Les « contributions de la LCR » ne questionnent pas les finalités de l’économie, de la production et de l’échange. Une « démocratie réelle et approfondie » ne doit pas seulement remettre en cause la propriété capitaliste et l’économie. Elle ne doit pas seulement être inscrite dans une logique de satisfaction des besoins de la population. Elle doit aussi et en même temps préserver les écosystèmes qui pérennisent le cadre de vie local et global. Les accidents climatiques de plus en plus nombreux - dont les plus faibles sont les premières victimes - attestent de cette impérieuse nécessité. L’écologie n’est pas seulement une catégorie qui s’ajoute à d’autres dont il faut aujourd’hui se soucier. Le rapport à la nature, après des siècles d’efforts pour la dominer, est devenu une question centrale de la survie de l’humanité. La perte de la biodiversité et la destruction des écosystèmes ne peuvent être reléguées au chapitre des profits et pertes du productivisme. Cette dimension est beaucoup trop absente du texte.
Enfin, dans un pays qui a intégré dans sa législation répressive les lois Pasqua, Chevènement, Vaillant, Perben, Sarkozy, Dati, dans une Europe qui se met au service de la CIA, dans un temps où partout en Europe et dans le monde sont adoptées des lois liberticides, les « contributions de la LCR » auraient été avantageusement enrichies par l’expression d’un attachement fort à la défense et à l’approfondissement des libertés fondamentales et des droits collectifs (santé, éducation, logement, travail, culture, etc.).
Je suis partant pour construire un nouveau parti qui veut radicalement changer la société et qui rejette la logique du profit et de l’accumulation, qui dénonce avec la même force le capitalisme comme la source de l’exploitation et comme la cause des destructions écologiques, qui se bat pour le maintien et l’approfondissement des libertés fondamentales et des droits collectifs, qui veut construire une authentique démocratie politique et économique, qui organise au niveau de l’Europe et du monde les solidarités d’un internationalisme du XXIe siècle. Et qui, au niveau de la méthode, refuse toute complicité avec le PS et ceux qui ne survivent que grâce à lui.

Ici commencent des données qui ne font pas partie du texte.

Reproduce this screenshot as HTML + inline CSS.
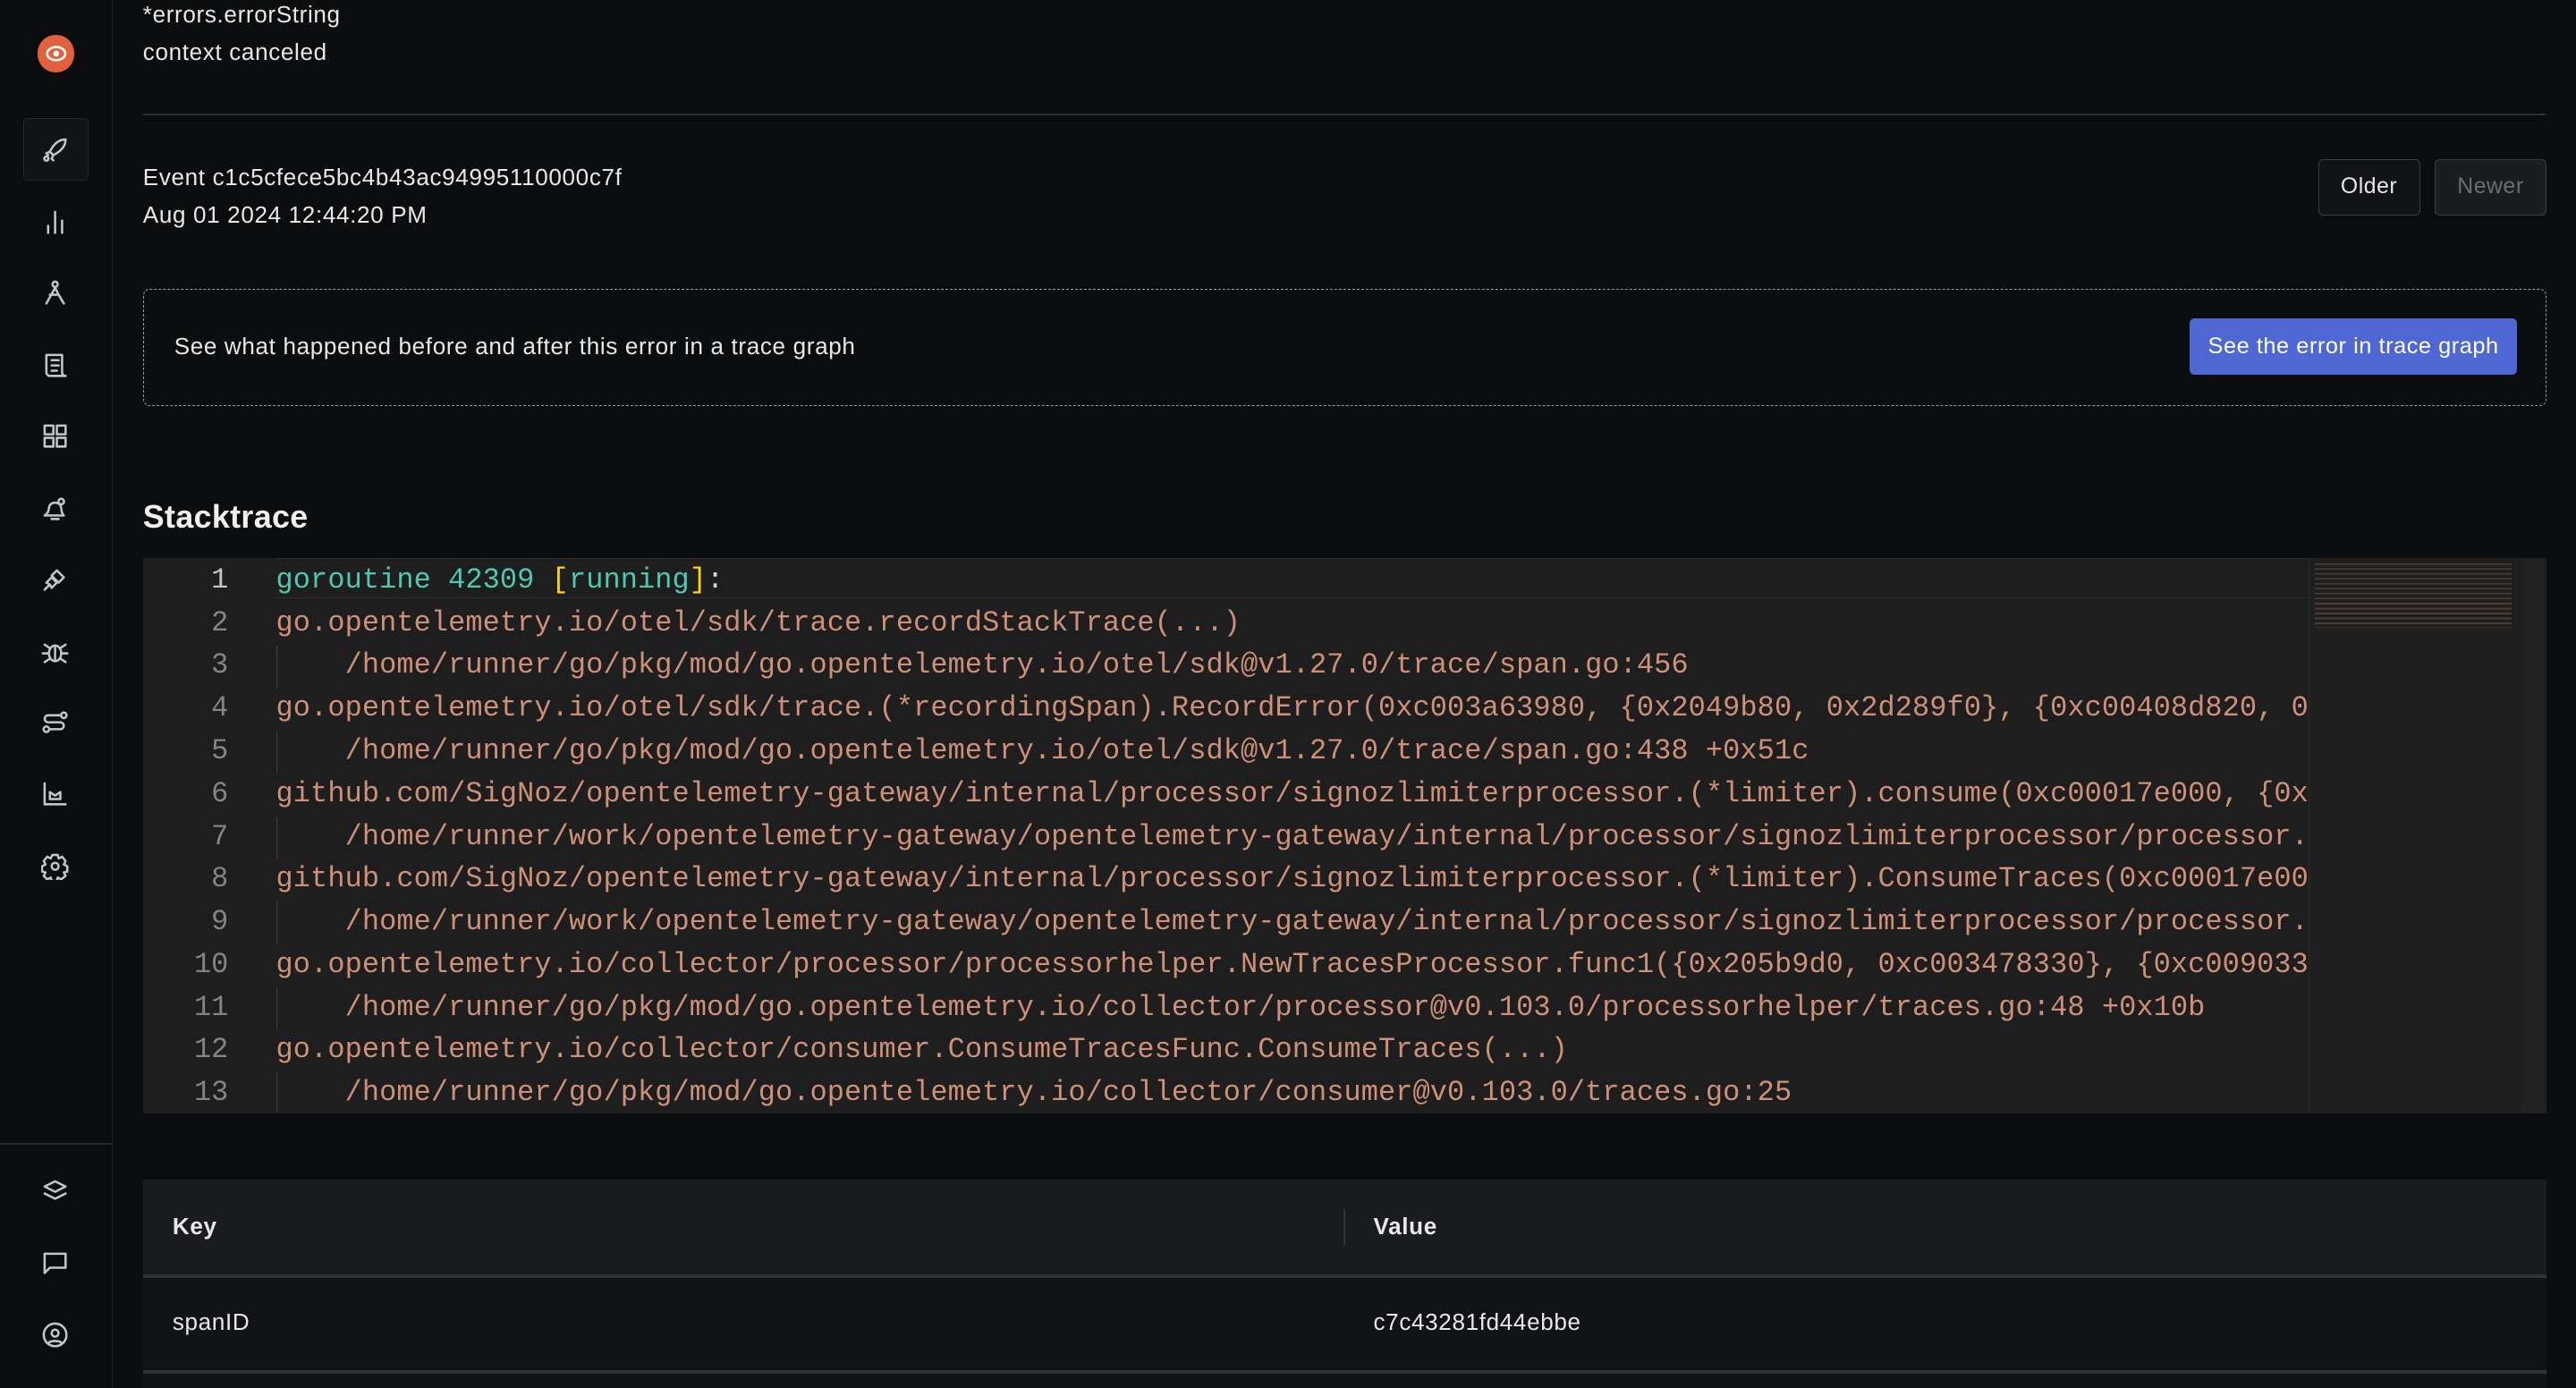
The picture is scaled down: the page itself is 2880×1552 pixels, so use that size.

Des efforts demeurent à accomplir pour me convaincre que c’est bien à cette attente que peut répondre le projet NPA. La direction de la LCR m’a indiqué que « sur les éléments que tu indiques, il n’y a, en effet, pas de problème au sein de la Ligue ». Cela va sans dire, sans doute. Mais cela irait encore beaucoup mieux en le disant et en l’écrivant. En particulier dans le seul texte de la LCR qui doit inspirer les travaux du dernier week end de ce mois.